Dr. Omara Sam attributed the shortfall to long shipping distances, currency restrictions, import quotas, licensing rules, and what he described as the unreliability of Uganda Airlines’ service on the route, alongside supply-side weaknesses at home.
Proposed solutions included fuller use of Uganda’s African Continental Free Trade Area commitments, bilateral negotiations, free trade zones, bonded warehousing, and increased trade missions in both directions.
What Uganda Is Selling
Framing the investment side of the strategy, the Uganda Investment Authority told the retreat that Uganda attracted US$3.5 billion in foreign direct investment in 2025, while tourism generated US$1.5 billion from 1.64 million international visitors.
Its project pipeline runs into billions: $7 billion for mining and mineral processing, $5.1 billion for hydropower, and agro-processing proposals ranging from a $60 million instant coffee plant to a $97 million fruit-processing factory.
The authority’s one-stop centre has helped allocate land to 514 companies across Uganda’s industrial parks, of which 199 are operational, employing more than 100,000 people and drawing close to $3 billion in capital investment.
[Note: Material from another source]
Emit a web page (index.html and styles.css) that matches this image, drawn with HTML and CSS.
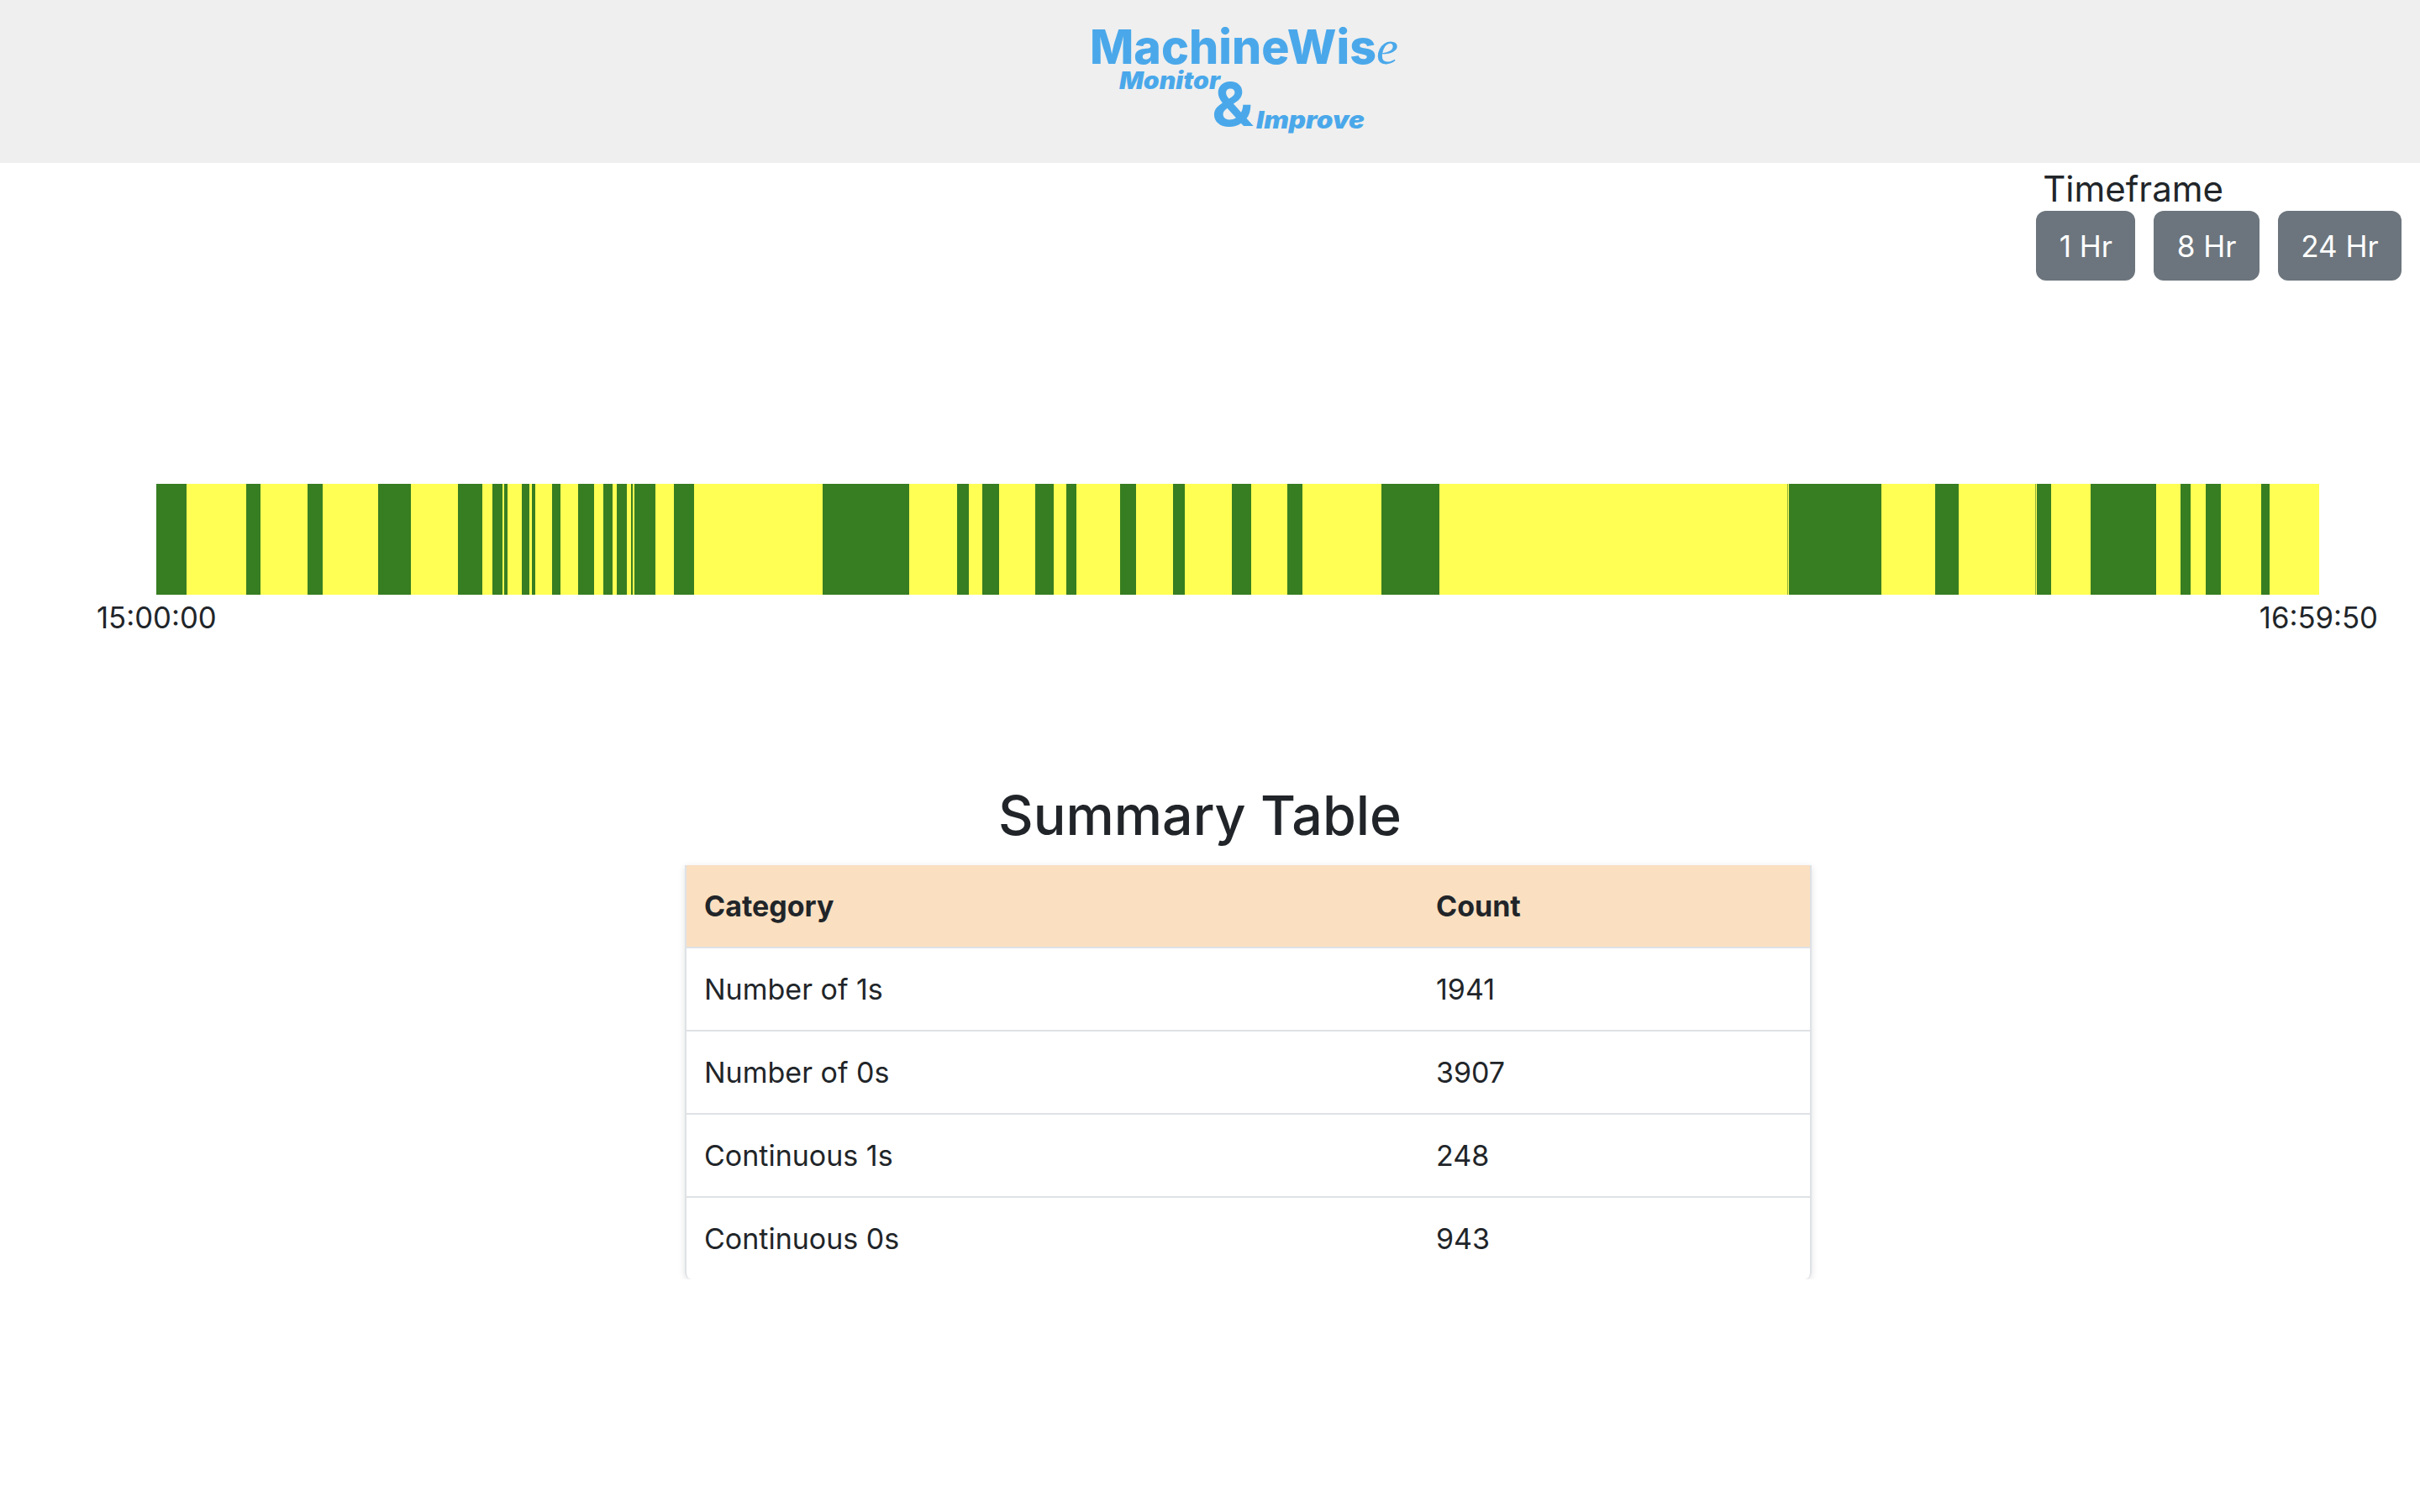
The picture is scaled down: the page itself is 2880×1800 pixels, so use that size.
FILE: index.html
```html
<!DOCTYPE html>
<html lang="en">
<head>
    <meta charset="UTF-8">
    <meta name="viewport" content="width=device-width, initial-scale=1.0">
    <title>MachineWise</title>
    <link rel="stylesheet" href="styles.css">
</head>

<body>
    <header class="top-bar">
        <svg class="logo" width="372" height="160" viewBox="0 0 372 160" role="img" aria-label="MachineWise Monitor and Improve">
            <text class="logo-main" x="0" y="56" textLength="341" lengthAdjust="spacingAndGlyphs">MachineWis</text>
            <text class="logo-e" x="341" y="56" textLength="26" lengthAdjust="spacingAndGlyphs">e</text>
            <text class="logo-sub" x="35" y="86" textLength="120" lengthAdjust="spacingAndGlyphs">Monitor</text>
            <text class="logo-amp" x="145" y="130" textLength="50" lengthAdjust="spacingAndGlyphs">&amp;</text>
            <text class="logo-sub" x="198" y="133" textLength="129" lengthAdjust="spacingAndGlyphs">Improve</text>
        </svg>
    </header>

    <section class="timeframe">
        <div class="timeframe-inner">
            <div class="timeframe-label">Timeframe</div>
            <div class="timeframe-buttons">
                <button class="btn">1 Hr</button>
                <button class="btn">8 Hr</button>
                <button class="btn">24 Hr</button>
            </div>
        </div>
    </section>

    <section class="timeline">
        <div class="bar">
            <div class="on" style="width:36px"></div><div class="off" style="width:71px"></div>
            <div class="on" style="width:17px"></div><div class="off" style="width:56px"></div>
            <div class="on" style="width:18px"></div><div class="off" style="width:66px"></div>
            <div class="on" style="width:39px"></div><div class="off" style="width:56px"></div>
            <div class="on" style="width:29px"></div><div class="off" style="width:12px"></div>
            <div class="on" style="width:12px"></div><div class="off" style="width:2px"></div>
            <div class="on" style="width:4px"></div><div class="off" style="width:17px"></div>
            <div class="on" style="width:9px"></div><div class="off" style="width:3px"></div>
            <div class="on" style="width:4px"></div><div class="off" style="width:20px"></div>
            <div class="on" style="width:10px"></div><div class="off" style="width:21px"></div>
            <div class="on" style="width:19px"></div><div class="off" style="width:11px"></div>
            <div class="on" style="width:11px"></div><div class="off" style="width:5px"></div>
            <div class="on" style="width:12px"></div><div class="off" style="width:5px"></div>
            <div class="on" style="width:2px"></div><div class="off" style="width:2px"></div>
            <div class="on" style="width:25px"></div><div class="off" style="width:22px"></div>
            <div class="on" style="width:24px"></div><div class="off" style="width:153px"></div>
            <div class="on" style="width:103px"></div><div class="off" style="width:57px"></div>
            <div class="on" style="width:14px"></div><div class="off" style="width:16px"></div>
            <div class="on" style="width:20px"></div><div class="off" style="width:43px"></div>
            <div class="on" style="width:22px"></div><div class="off" style="width:15px"></div>
            <div class="on" style="width:12px"></div><div class="off" style="width:52px"></div>
            <div class="on" style="width:19px"></div><div class="off" style="width:44px"></div>
            <div class="on" style="width:14px"></div><div class="off" style="width:56px"></div>
            <div class="on" style="width:23px"></div><div class="off" style="width:43px"></div>
            <div class="on" style="width:18px"></div><div class="off" style="width:94px"></div>
            <div class="on" style="width:69px"></div><div class="off" style="width:414px"></div>
            <div class="edge" style="width:1px"></div><div class="off" style="width:1px"></div>
            <div class="on" style="width:110px"></div><div class="off" style="width:64px"></div>
            <div class="on" style="width:28px"></div><div class="off" style="width:91px"></div>
            <div class="edge" style="width:1px"></div><div class="off" style="width:1px"></div>
            <div class="on" style="width:17px"></div><div class="off" style="width:47px"></div>
            <div class="on" style="width:78px"></div><div class="off" style="width:29px"></div>
            <div class="on" style="width:12px"></div><div class="off" style="width:18px"></div>
            <div class="on" style="width:18px"></div><div class="off" style="width:48px"></div>
            <div class="on" style="width:10px"></div><div class="off" style="width:59px"></div>
        </div>
        <div class="bar-times">
            <span>15:00:00</span>
            <span>16:59:50</span>
        </div>
    </section>

    <section class="summary">
        <h2>Summary Table</h2>
        <div class="table-wrap">
            <table>
                <thead>
                    <tr>
                        <th class="col-category">Category</th>
                        <th>Count</th>
                    </tr>
                </thead>
                <tbody>
                    <tr>
                        <td>Number of 1s</td>
                        <td>1941</td>
                    </tr>
                    <tr>
                        <td>Number of 0s</td>
                        <td>3907</td>
                    </tr>
                    <tr>
                        <td>Continuous 1s</td>
                        <td>248</td>
                    </tr>
                    <tr>
                        <td>Continuous 0s</td>
                        <td>943</td>
                    </tr>
                </tbody>
            </table>
        </div>
    </section>
</body>
</html>
```

FILE: styles.css
```css
body {
    margin: 0;
    font-family: Inter, "Liberation Sans", sans-serif;
    color: #212529;
    background-color: #fff;
}

.top-bar {
    height: 194px;
    background-color: #efefef;
    display: flex;
    justify-content: center;
    align-items: flex-start;
    padding-left: 86px;
    padding-top: 20px;
    box-sizing: border-box;
}

.logo text {
    fill: #4aa8ea;
}

.logo-main {
    font-family: Inter, sans-serif;
    font-weight: 800;
    font-size: 56px;
}

.logo-e {
    font-family: "Liberation Serif", serif;
    font-style: italic;
    font-size: 56px;
}

.logo-sub {
    font-family: Inter, sans-serif;
    font-weight: 900;
    font-style: italic;
    font-size: 28px;
}

.logo-amp {
    font-family: Inter, sans-serif;
    font-weight: 700;
    font-size: 72px;
}

.timeframe {
    display: flex;
    justify-content: flex-end;
    padding: 5px 22px 0 0;
}

.timeframe-label {
    font-size: 42px;
    line-height: 52px;
    margin-left: 8px;
}

.timeframe-buttons {
    display: flex;
    gap: 22px;
}

.btn {
    font-family: inherit;
    font-size: 35px;
    line-height: 48px;
    color: #fff;
    background-color: #6c757d;
    border: none;
    border-radius: 12px;
    padding: 18px 27.4px 17px;
}

.timeline {
    margin-top: 242px;
}

.bar {
    display: flex;
    height: 132px;
    margin-left: 186px;
}

.on {
    background-color: #377e22;
}

.off {
    background-color: #ffff54;
}

.edge {
    background-color: #8fb03a;
}

.bar-times {
    display: flex;
    justify-content: space-between;
    font-size: 34.7px;
    line-height: 48px;
    margin: 3px 50px 0 115px;
}

.summary {
    margin-top: 173px;
}

.summary h2 {
    margin: 0;
    font-size: 64.5px;
    font-weight: 500;
    line-height: 78px;
    padding-left: 1188px;
}

.table-wrap {
    width: 1341px;
    box-sizing: border-box;
    margin: 20px 0 0 815px;
    border-left: 2px solid #dee2e6;
    border-right: 2px solid #dee2e6;
    border-radius: 0 0 8px 8px;
    box-shadow: 0 2px 8px rgba(0, 0, 0, 0.12);
    overflow: hidden;
}

table {
    width: 100%;
    table-layout: fixed;
    border-collapse: collapse;
    font-size: 34px;
    line-height: 48px;
}

th,
td {
    text-align: left;
    padding: 24.5px 22px 24.5px 21px;
    border-bottom: 2px solid #dee2e6;
}

th {
    font-weight: 700;
    background-color: #fadfc0;
}

tbody tr:last-child td {
    border-bottom: none;
}

.col-category {
    width: 828px;
}
```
Diplomacy That People Can Feel
The retreat’s first day closed with a candid session in which mission heads aired their frustrations directly — an unusually honest forum within the typically guarded language of diplomatic reporting.
The instruction that has emerged from Bagiire’s entire year of engagements — at Kampala, Frankfurt, Istanbul, Mombasa, and Gulu — is consistent and uncompromising.
Bagiire stressed that diplomacy should impact everyday Ugandans — from farmers in Kabale to innovators in Kampala — by transforming diplomatic presence into measurable economic value.
For a man who built his career on the conviction that institutions must be held accountable for results that ordinary people can feel, this retreat is less a one-off review and more a declaration of intent.
Stop counting meetings.
Start counting money.
That is the Bagiire doctrine — and Uganda’s ambassadors are now on notice to deliver it.